Word for word, print each line of the listing below; pictures stay out.

BEGIN

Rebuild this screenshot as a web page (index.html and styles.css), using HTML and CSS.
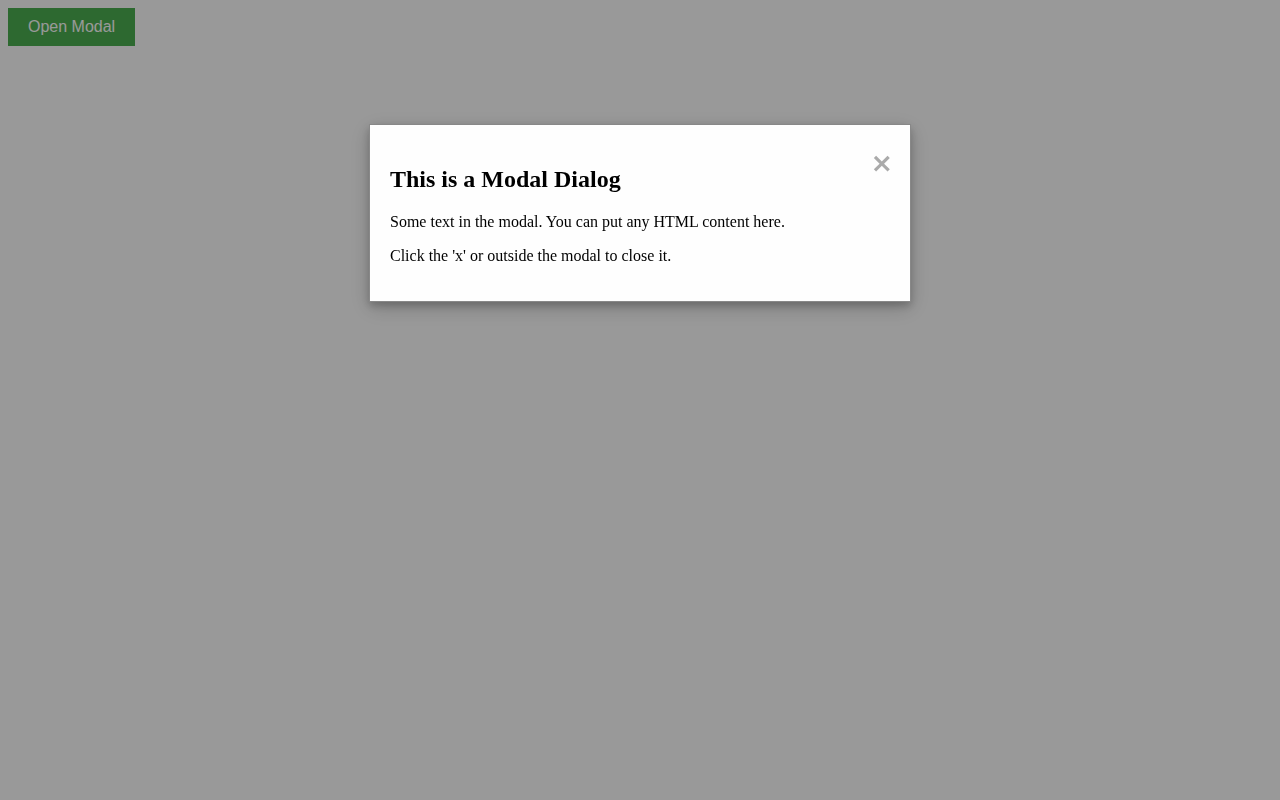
FILE: index.html
```html
<!DOCTYPE html>
<html>
<head>
<meta charset="utf-8">
<title>Modal</title>
<link rel="stylesheet" href="styles.css">
</head>
<body>
<button class="open-btn">Open Modal</button>
<div class="overlay">
  <div class="modal-content">
    <span class="close">&times;</span>
    <h2 class="modal-title">This is a Modal Dialog</h2>
    <p class="modal-text">Some text in the modal. You can put any HTML content here.</p>
    <p class="modal-text">Click the 'x' or outside the modal to close it.</p>
  </div>
</div>
</body>
</html>
```
FILE: styles.css
```css
body {
  margin: 8px;
  font-family: "Liberation Serif", "Times New Roman", serif;
  background: #fff;
}
.open-btn {
  display: block;
  background-color: #4CAF50;
  color: #fff;
  border: none;
  padding: 10px 20px;
  font-family: "Liberation Sans", Arial, sans-serif;
  font-size: 16px;
  line-height: 18px;
  margin: 0;
  cursor: pointer;
}
.overlay {
  position: fixed;
  z-index: 1;
  left: 0;
  top: 0;
  width: 100%;
  height: 100%;
  background-color: rgba(0, 0, 0, 0.4);
  padding-top: 124px;
  box-sizing: border-box;
}
.modal-content {
  background-color: #fefefe;
  margin: 0 auto;
  padding: 21px 20px 20px;
  border: 1px solid #888;
  width: 500px;
  box-shadow: 0 4px 8px 0 rgba(0, 0, 0, 0.2), 0 6px 20px 0 rgba(0, 0, 0, 0.19);
}
.close {
  color: #aaa;
  float: right;
  font-family: "DejaVu Sans", sans-serif;
  font-size: 27px;
  line-height: 33px;
  font-weight: bold;
  margin-right: -3px;
}
.modal-title {
  font-size: 24px;
  margin: 19.92px 0;
}
.modal-text {
  font-size: 16px;
  margin: 16px 0;
}
```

END

**Full output:**
Rebuild this screenshot as a web page (index.html and styles.css), using HTML and CSS.
FILE: index.html
```html
<!DOCTYPE html>
<html>
<head>
<meta charset="utf-8">
<title>Modal</title>
<link rel="stylesheet" href="styles.css">
</head>
<body>
<button class="open-btn">Open Modal</button>
<div class="overlay">
  <div class="modal-content">
    <span class="close">&times;</span>
    <h2 class="modal-title">This is a Modal Dialog</h2>
    <p class="modal-text">Some text in the modal. You can put any HTML content here.</p>
    <p class="modal-text">Click the 'x' or outside the modal to close it.</p>
  </div>
</div>
</body>
</html>
```
FILE: styles.css
```css
body {
  margin: 8px;
  font-family: "Liberation Serif", "Times New Roman", serif;
  background: #fff;
}
.open-btn {
  display: block;
  background-color: #4CAF50;
  color: #fff;
  border: none;
  padding: 10px 20px;
  font-family: "Liberation Sans", Arial, sans-serif;
  font-size: 16px;
  line-height: 18px;
  margin: 0;
  cursor: pointer;
}
.overlay {
  position: fixed;
  z-index: 1;
  left: 0;
  top: 0;
  width: 100%;
  height: 100%;
  background-color: rgba(0, 0, 0, 0.4);
  padding-top: 124px;
  box-sizing: border-box;
}
.modal-content {
  background-color: #fefefe;
  margin: 0 auto;
  padding: 21px 20px 20px;
  border: 1px solid #888;
  width: 500px;
  box-shadow: 0 4px 8px 0 rgba(0, 0, 0, 0.2), 0 6px 20px 0 rgba(0, 0, 0, 0.19);
}
.close {
  color: #aaa;
  float: right;
  font-family: "DejaVu Sans", sans-serif;
  font-size: 27px;
  line-height: 33px;
  font-weight: bold;
  margin-right: -3px;
}
.modal-title {
  font-size: 24px;
  margin: 19.92px 0;
}
.modal-text {
  font-size: 16px;
  margin: 16px 0;
}
```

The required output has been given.